→ Written task:
Retype the lines beneath this one, from the first through the line containing "const subnav = ['统计数据', '项目网络图', '发行版', '标签', '提交'];". Pictures are left out.

►

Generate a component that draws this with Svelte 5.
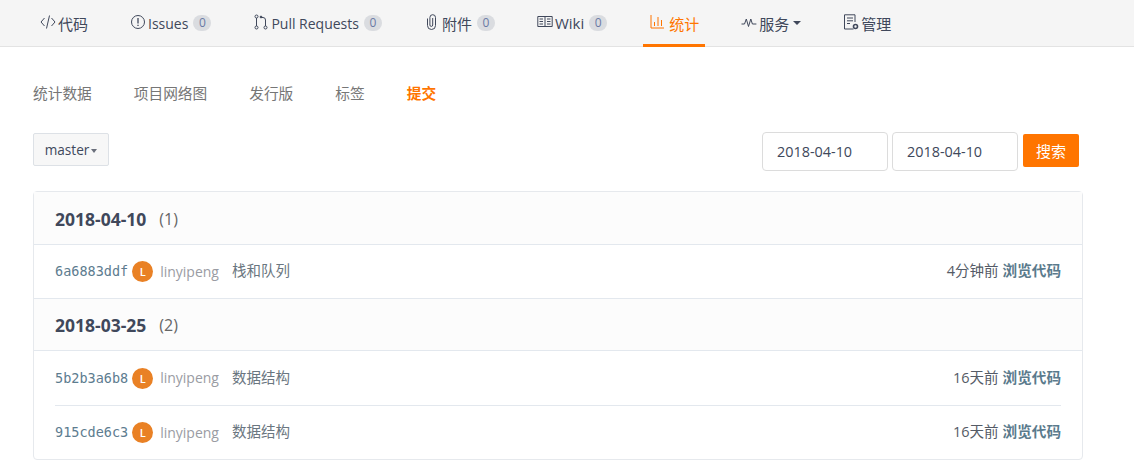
<script>
  const tabs = [
    { icon: 'code', label: '代码', big: true },
    { icon: 'issue', label: 'Issues', count: 0 },
    { icon: 'pull', label: 'Pull Requests', count: 0 },
    { icon: 'clip', label: '附件', count: 0, big: true },
    { icon: 'book', label: 'Wiki', count: 0, big: true },
    { icon: 'chart', label: '统计', active: true, big: true },
    { icon: 'pulse', label: '服务', caret: true, big: true },
    { icon: 'manage', label: '管理', big: true }
  ];

  const subnav = ['统计数据', '项目网络图', '发行版', '标签', '提交'];

  const groups = [
    {
      date: '2018-04-10',
      count: 1,
      commits: [{ sha: '6a6883ddf', msg: '栈和队列', time: '4分钟前' }]
    },
    {
      date: '2018-03-25',
      count: 2,
      commits: [
        { sha: '5b2b3a6b8', msg: '数据结构', time: '16天前' },
        { sha: '915cde6c3', msg: '数据结构', time: '16天前' }
      ]
    }
  ];
</script>

<div class="page">
  <nav class="tabs">
    {#each tabs as tab}
      <a class="tab" class:active={tab.active}>
        <svg class="icon" viewBox="0 0 16 16" width="16" height="16" fill="none" stroke="currentColor" stroke-width="1">
          {#if tab.icon === 'code'}
            <path d="M4.5 4 1 8l3.5 4M11.5 4 15 8l-3.5 4M9.5 1.5l-3 13" />
          {:else if tab.icon === 'issue'}
            <circle cx="8" cy="8" r="6.5" /><path d="M8 4v5.5M8 10.8v1.2" stroke-width="1.3" />
          {:else if tab.icon === 'pull'}
            <circle cx="3.5" cy="2.5" r="1.5" /><circle cx="3.5" cy="13.5" r="1.5" /><circle cx="12.5" cy="13.5" r="1.5" />
            <path d="M3.5 4v8M12.5 12V6q0-2.500-2.500-2.500H8" /><circle cx="8" cy="3" r=".9" fill="currentColor" />
          {:else if tab.icon === 'clip'}
            <path d="M3.500 4.500v7a4 4 0 0 0 8 0V3.500a2.800 2.800 0 0 0-5.600 0V11a1.400 1.400 0 0 0 2.800 0V4" />
          {:else if tab.icon === 'book'}
            <path d="M.8 2.500h14.400v10H.8zM8 2.500v10M2.500 5h3.500M2.500 7.500h3.500M2.500 10h3.500M10 5h3.500M10 7.500h3.500M10 10h3.500" />
          {:else if tab.icon === 'chart'}
            <path d="M2 1v13h13M5.500 8v4M9 3v9M12.500 6v6" />
          {:else if tab.icon === 'pulse'}
            <path d="M.5 10h3l1.800-5 2.200 7.500L9.800 5l1.600 5h4" />
          {:else}
            <path d="M10.500 15H1.500V.8H12V8M4 4h6M4 6.800h6M4 9.500h3" /><circle cx="12.500" cy="12.500" r="2" stroke-width="1.600" />
          {/if}
        </svg>
        <span class:big={tab.big}>{tab.label}</span>
        {#if tab.count !== undefined}<span class="count">{tab.count}</span>{/if}
        {#if tab.caret}<i class="caret"></i>{/if}
      </a>
    {/each}
  </nav>

  <main class="content">
    <div class="subnav">
      {#each subnav as item, i}
        <a class:current={i === subnav.length - 1}>{item}</a>
      {/each}
    </div>

    <div class="filter">
      <button class="branch">master<i class="caret small"></i></button>
      <div class="dates">
        <input value="2018-04-10" />
        <input value="2018-04-10" />
        <button class="search">搜索</button>
      </div>
    </div>

    <section class="list">
      {#each groups as group}
        <header class="date-row">
          <strong>{group.date}</strong>
          <span>({group.count})</span>
        </header>
        <div class="commits">
          {#each group.commits as commit}
            <div class="commit">
              <code>{commit.sha}</code>
              <span class="avatar">L</span>
              <span class="author">linyipeng</span>
              <span class="msg">{commit.msg}</span>
              <span class="time">{commit.time}</span>
              <a class="browse">浏览代码</a>
            </div>
          {/each}
        </div>
      {/each}
    </section>
  </main>
</div>

<style>
  :global(body) {
    margin: 0;
    background: #fff;
    font-family: "Open Sans", "Noto Sans CJK SC", sans-serif;
    font-size: 14px;
    color: #40485b;
  }

  .page {
    height: 461px;
    overflow: hidden;
  }

  .tabs {
    display: flex;
    height: 46px;
    padding-left: 34px;
    gap: 30px;
    background: #f5f5f5;
    border-bottom: 1px solid #e3e3e3;
  }

  .tab {
    display: flex;
    align-items: center;
    gap: 2px;
    padding: 2px 6px 0;
    height: 47px;
    box-sizing: border-box;
    border-bottom: 3px solid transparent;
    white-space: nowrap;
  }

  .tab .big {
    font-size: 15px;
  }

  .tab.active {
    gap: 4px;
    color: #ff7500;
    border-bottom-color: #ff7500;
  }

  .icon {
    flex: none;
    margin-top: -3px;
  }

  .count {
    margin-left: 3px;
    width: 18px;
    height: 16px;
    line-height: 16px;
    border-radius: 8px;
    background: #dadce0;
    color: #6a7aa5;
    font-size: 12px;
    text-align: center;
  }

  .caret {
    width: 0;
    height: 0;
    margin-left: 2px;
    border: 4px solid transparent;
    border-top-color: #40485b;
    border-bottom: 0;
  }

  .caret.small {
    display: inline-block;
    margin: 0 0 2px 2px;
    border-width: 4px 3.5px 0;
    border-top-color: #6a6f7b;
  }

  .content {
    padding: 0 51px 0 33px;
  }

  .subnav {
    display: flex;
    gap: 42px;
    height: 21px;
    line-height: 20px;
    padding-top: 36px;
    font-size: 14.7px;
    color: #767676;
  }

  .subnav a.current {
    color: #ff7500;
    font-weight: 700;
  }

  .filter {
    display: flex;
    justify-content: space-between;
    align-items: flex-start;
    margin-top: 28px;
  }

  .branch {
    width: 76px;
    height: 33px;
    margin-top: 1px;
    padding: 0;
    background: #f7f7f7;
    border: 1px solid #dde1e6;
    border-radius: 2px;
    color: #40485b;
    font: inherit;
    font-size: 13.6px;
  }

  .dates {
    display: flex;
    gap: 4px;
    margin-right: 4px;
    align-items: flex-start;
  }

  .dates input {
    width: 126px;
    height: 39px;
    box-sizing: border-box;
    padding: 0 14px;
    border: 1px solid #dcdcdc;
    border-radius: 4px;
    color: #40485b;
    font: inherit;
    font-size: 14.4px;
    outline: none;
  }

  .search {
    width: 56px;
    height: 33px;
    margin: 2px 0 0 1px;
    padding-bottom: 2px;
    background: #ff7500;
    border: 0;
    border-radius: 2px;
    color: #fff;
    font: inherit;
    font-size: 15px;
  }

  .list {
    margin-top: 20px;
    border: 1px solid #e6e9ed;
    border-radius: 4px;
  }

  .date-row {
    display: flex;
    gap: 13px;
    align-items: center;
    box-sizing: content-box;
    height: 52px;
    padding: 0 21px;
    background: #fcfcfc;
    border-bottom: 1px solid #e3e8ee;
  }

  .date-row:not(:first-child) {
    height: 51px;
  }

  .date-row strong,
  .date-row span {
    padding-top: 1px;
  }

  .date-row strong {
    font-size: 17.5px;
    color: #40485b;
  }

  .date-row span {
    color: #666;
    font-size: 16px;
  }

  .commits {
    padding: 0 21px;
    border-bottom: 1px solid #e3e8ee;
  }

  .commits:last-child {
    border-bottom: 0;
  }

  .commit {
    display: flex;
    align-items: center;
    height: 53px;
  }

  .commit + .commit {
    border-top: 1px solid #e3e8ee;
  }

  .commits:last-child .commit:first-child {
    height: 54px;
  }

  code {
    font-family: "DejaVu Sans Mono", monospace;
    font-size: 13.5px;
    margin-bottom: 1px;
    color: #5d7c8f;
  }

  .avatar {
    width: 21px;
    height: 21px;
    margin-left: 4px;
    border-radius: 50%;
    background: #e98125;
    color: #fff;
    font-size: 11px;
    font-weight: 600;
    line-height: 21px;
    text-align: center;
  }

  .author {
    margin: 0 0 1px 7px;
    color: #9a9ca3;
  }

  .msg {
    margin: 0 0 4px 13px;
    font-size: 14.5px;
    color: #6a7680;
  }

  .time {
    margin: 0 0 4px auto;
    font-size: 14.5px;
    color: #555b66;
  }

  .browse {
    margin: 0 0 4px 4px;
    font-size: 14.6px;
    color: #5a7a8c;
    font-weight: 700;
  }
</style>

◄

→ Task result:
Generate a component that draws this with Svelte 5.
<script>
  const tabs = [
    { icon: 'code', label: '代码', big: true },
    { icon: 'issue', label: 'Issues', count: 0 },
    { icon: 'pull', label: 'Pull Requests', count: 0 },
    { icon: 'clip', label: '附件', count: 0, big: true },
    { icon: 'book', label: 'Wiki', count: 0, big: true },
    { icon: 'chart', label: '统计', active: true, big: true },
    { icon: 'pulse', label: '服务', caret: true, big: true },
    { icon: 'manage', label: '管理', big: true }
  ];

  const subnav = ['统计数据', '项目网络图', '发行版', '标签', '提交'];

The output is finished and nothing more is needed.